[SUPPLIED INFORMATION]
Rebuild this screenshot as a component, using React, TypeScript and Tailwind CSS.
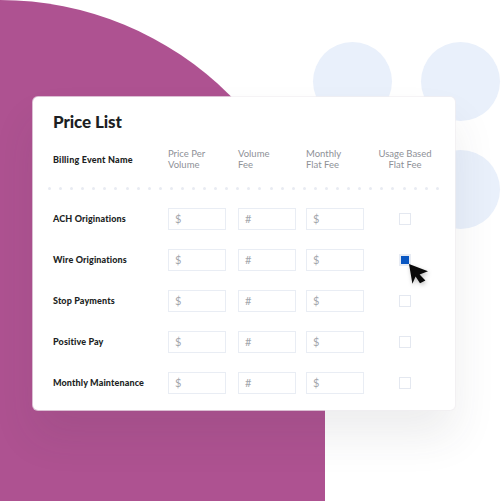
const rows = [
  { name: 'ACH Originations', checked: false },
  { name: 'Wire Originations', checked: true },
  { name: 'Stop Payments', checked: false },
  { name: 'Positive Pay', checked: false },
  { name: 'Monthly Maintenance', checked: false },
];

const dots = Array.from({ length: 36 }, (_, i) => i);

function PriceInput({ symbol, className = '' }: { symbol: string; className?: string }) {
  return (
    <div className={`flex h-[22px] w-[58px] items-center border-[1.5px] border-[#e9edf4] bg-white pl-[6px] text-[11px] text-[#a3a6ac] ${className}`}>
      {symbol}
    </div>
  );
}

function Cursor() {
  return (
    <svg className="absolute left-[9px] top-[9px] drop-shadow-[1px_2px_2px_rgba(0,0,0,0.25)]" width="22" height="22" viewBox="0 0 22 22">
      <path d="M1 1 L20 8.2 L11.6 11.6 L17.4 17.4 L12 20.2 L7.6 13.6 L4.4 20.8 Z" fill="#0a0a0a" />
    </svg>
  );
}

export default function App() {
  return (
    <div className="relative h-[501px] w-[501px] overflow-hidden bg-white font-['Lato','Noto_Sans',sans-serif]">
      <div className="absolute left-0 top-0 h-[501px] w-[325px] rounded-tr-[325px] bg-[#ae5291]" />
      <div className="absolute left-[313px] top-[42px] size-[79px] rounded-full bg-[#e9f0fb]" />
      <div className="absolute left-[421px] top-[42px] size-[79px] rounded-full bg-[#e9f0fb]" />
      <div className="absolute left-[421px] top-[150px] size-[79px] rounded-full bg-[#e9f0fb]" />

      <div className="relative ml-[33px] translate-y-[97px] h-[313px] w-[422px] rounded-[5px] bg-white pl-5 pt-[14px] shadow-[0_26px_44px_rgba(60,60,70,0.09)] ring-1 ring-[#f1eef1]/70">
        <h1 className="text-[17px] font-black leading-[22px] tracking-[-0.1px] text-[#1d1f24]">Price List</h1>

        <div className="mt-[12px] flex h-[28px] items-center text-[9.5px] leading-[11px] text-[#8e9197]">
          <div className="w-[115px] text-[9px] font-black tracking-[0.2px] text-[#1d1f24]">Billing Event Name</div>
          <div className="w-[70px]">Price Per<br />Volume</div>
          <div className="w-[68px]">Volume<br />Fee</div>
          <div className="w-[58px]">Monthly<br />Flat Fee</div>
          <div className="w-[82px] text-center">Usage Based<br />Flat Fee</div>
        </div>

        <div className="-ml-[5px] mt-[14px] flex w-[391px] justify-between">
          {dots.map((d) => (
            <span key={d} className="size-[3px] rounded-full bg-[#e8ebf2]" />
          ))}
        </div>

        <div className="mt-[18px] flex flex-col gap-[19px]">
          {rows.map((row) => (
            <div key={row.name} className="flex h-[22px] items-center">
              <div className="w-[115px] text-[9px] font-black tracking-[0.12px] text-[#1d1f24]">{row.name}</div>
              <PriceInput symbol="$" />
              <PriceInput symbol="#" className="ml-3" />
              <PriceInput symbol="$" className="ml-[10px]" />
              <div className="flex w-[82px] justify-center">
                <div className="relative size-3">
                  {row.checked ? (
                    <>
                      <div className="flex size-3 items-center justify-center bg-[#e8ecf4]">
                        <div className="size-2 bg-[#0a57c2]" />
                      </div>
                      <Cursor />
                    </>
                  ) : (
                    <div className="size-3 border-[1.5px] border-[#e4e8f0] bg-white" />
                  )}
                </div>
              </div>
            </div>
          ))}
        </div>
      </div>
    </div>
  );
}
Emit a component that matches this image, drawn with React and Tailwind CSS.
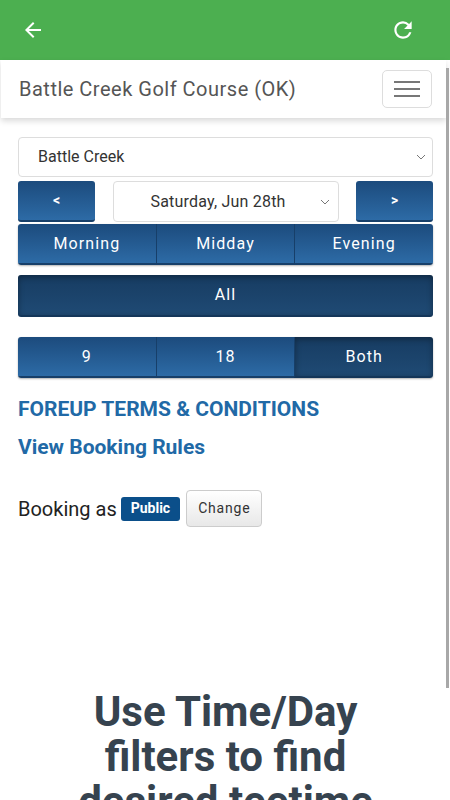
import React, { useState } from "react";
import { MdArrowBack, MdRefresh } from "react-icons/md";

const btnIdle =
  "bg-gradient-to-b from-[#1c4b7d] to-[#2d6ba6] border-b-2 border-[#173f69] text-white";
const btnActive =
  "bg-gradient-to-b from-[#173c62] to-[#1f4a74] border-b-2 border-[#143659] text-white shadow-[inset_0_2px_6px_rgba(0,0,0,0.35)]";

const Chevron = ({ className }) => (
  <svg className={className} width="10" height="6" viewBox="0 0 10 6" fill="none">
    <path d="M1 1l4 4 4-4" stroke="#777" strokeWidth="1" />
  </svg>
);

const Segmented = ({ items, active, onPick }) => (
  <div className="flex h-[41px] rounded-[3px] overflow-hidden shadow-[0_1px_2px_rgba(0,0,0,0.3)]">
    {items.map((it, id) => (
      <button
        key={it}
        onClick={() => onPick(it)}
        className={`flex-1 text-[16px] tracking-[1.1px] ${
          active === it ? btnActive : btnIdle
        } ${id > 0 && "border-l border-l-[#173f69]"}`}
      >
        {it}
      </button>
    ))}
  </div>
);

const App = () => {
  const [time, setTime] = useState(null);
  const [holes, setHoles] = useState("Both");

  return (
    <div className="relative w-[450px] h-[800px] overflow-hidden bg-white font-['Roboto',sans-serif]">
      {/* scrollbar */}
      <div className="absolute right-[1px] top-[68px] w-[3px] h-[620px] bg-[#a8a8a8]" />

      <div className="h-[60px] bg-[#4caf50] flex items-center justify-between pl-[21px] pr-[34px] text-white">
        <MdArrowBack size={24} />
        <MdRefresh size={26} />
      </div>

      <div className="w-[446px]">
        <div className="h-[58px] ml-[1px] flex items-center justify-between pl-[18px] pr-[14px] bg-white shadow-[0_3px_6px_rgba(0,0,0,0.15)]">
          <span className="text-[20px] text-[#555] tracking-[0.5px]">
            Battle Creek Golf Course (OK)
          </span>
          <div className="w-[50px] h-[38px] border border-[#ddd] rounded-[5px] flex flex-col items-center justify-center gap-[5px]">
            <span className="block w-[26px] h-[2px] bg-[#777]" />
            <span className="block w-[26px] h-[2px] bg-[#777]" />
            <span className="block w-[26px] h-[2px] bg-[#777]" />
          </div>
        </div>

        <div className="pl-[18px] pr-[13px] pt-[19px]">
          <div className="h-[40px] border border-[#ddd] rounded-[4px] flex items-center justify-between pl-[19px] pr-[6px]">
            <span className="text-[16px] text-[#333]">Battle Creek</span>
            <Chevron />
          </div>

          <div className="flex justify-between mt-[4px] h-[41px]">
            <button className={`w-[77px] rounded-[3px] text-[14px] font-bold ${btnIdle}`}>
              &lt;
            </button>
            <div className="w-[226px] border border-[#ddd] rounded-[4px] flex items-center justify-between pl-[37px] pr-[8px]">
              <span className="text-[16px] text-[#333] tracking-[0.2px]">Saturday, Jun 28th</span>
              <Chevron />
            </div>
            <button className={`w-[77px] rounded-[3px] text-[14px] font-bold ${btnIdle}`}>
              &gt;
            </button>
          </div>

          <div className="mt-[2px]">
            <Segmented
              items={["Morning", "Midday", "Evening"]}
              active={time}
              onPick={setTime}
            />
          </div>

          <button
            onClick={() => setTime(null)}
            className={`mt-[10px] w-full h-[42px] rounded-[3px] text-[16px] tracking-[1.1px] ${btnActive}`}
          >
            All
          </button>

          <div className="mt-[20px]">
            <Segmented items={["9", "18", "Both"]} active={holes} onPick={setHoles} />
          </div>

          <div className="mt-[19px] text-[21px] font-bold text-[#2169a6] leading-[24px]">
            FOREUP TERMS &amp; CONDITIONS
          </div>
          <div className="mt-[14px] text-[21px] font-bold text-[#2169a6] leading-[24px]">
            View Booking Rules
          </div>

          <div className="mt-[31px] flex items-center">
            <span className="text-[20px] text-[#222]">Booking as</span>
            <span className="ml-[4px] bg-[#0b4f8a] text-white text-[14px] font-bold rounded-[3px] px-[10px] h-[24px] flex items-center">
              Public
            </span>
            <button className="ml-[6px] h-[37px] px-[11px] border border-[#ccc] rounded-[4px] bg-gradient-to-b from-white to-[#e8e8e8] text-[14px] text-[#333] tracking-[0.8px]">
              Change
            </button>
          </div>

          <h1 className="mt-[162px] text-center text-[42px] font-bold leading-[45px] text-[#36434f] px-[30px]">
            Use Time/Day filters to find desired teetime
          </h1>
        </div>
      </div>
    </div>
  );
};

export default App;
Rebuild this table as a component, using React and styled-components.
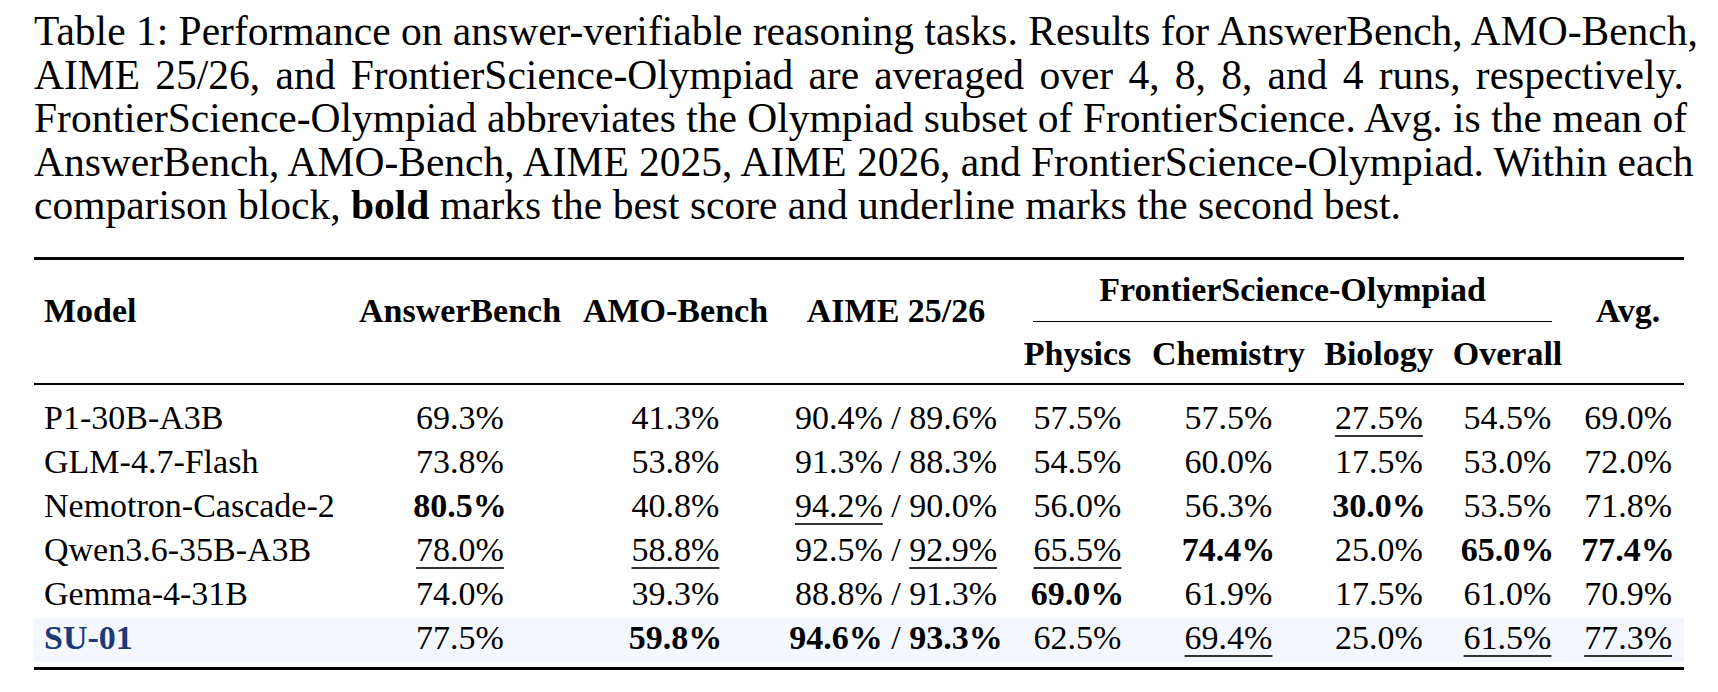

[WHAT TO PRODUCE] Gather every line containing the word "using" and copy it.

[SOLUTION]
Rebuild this screenshot as a component, using React, TypeScript and Tailwind CSS.
Rebuild this table as a component, using React and styled-components.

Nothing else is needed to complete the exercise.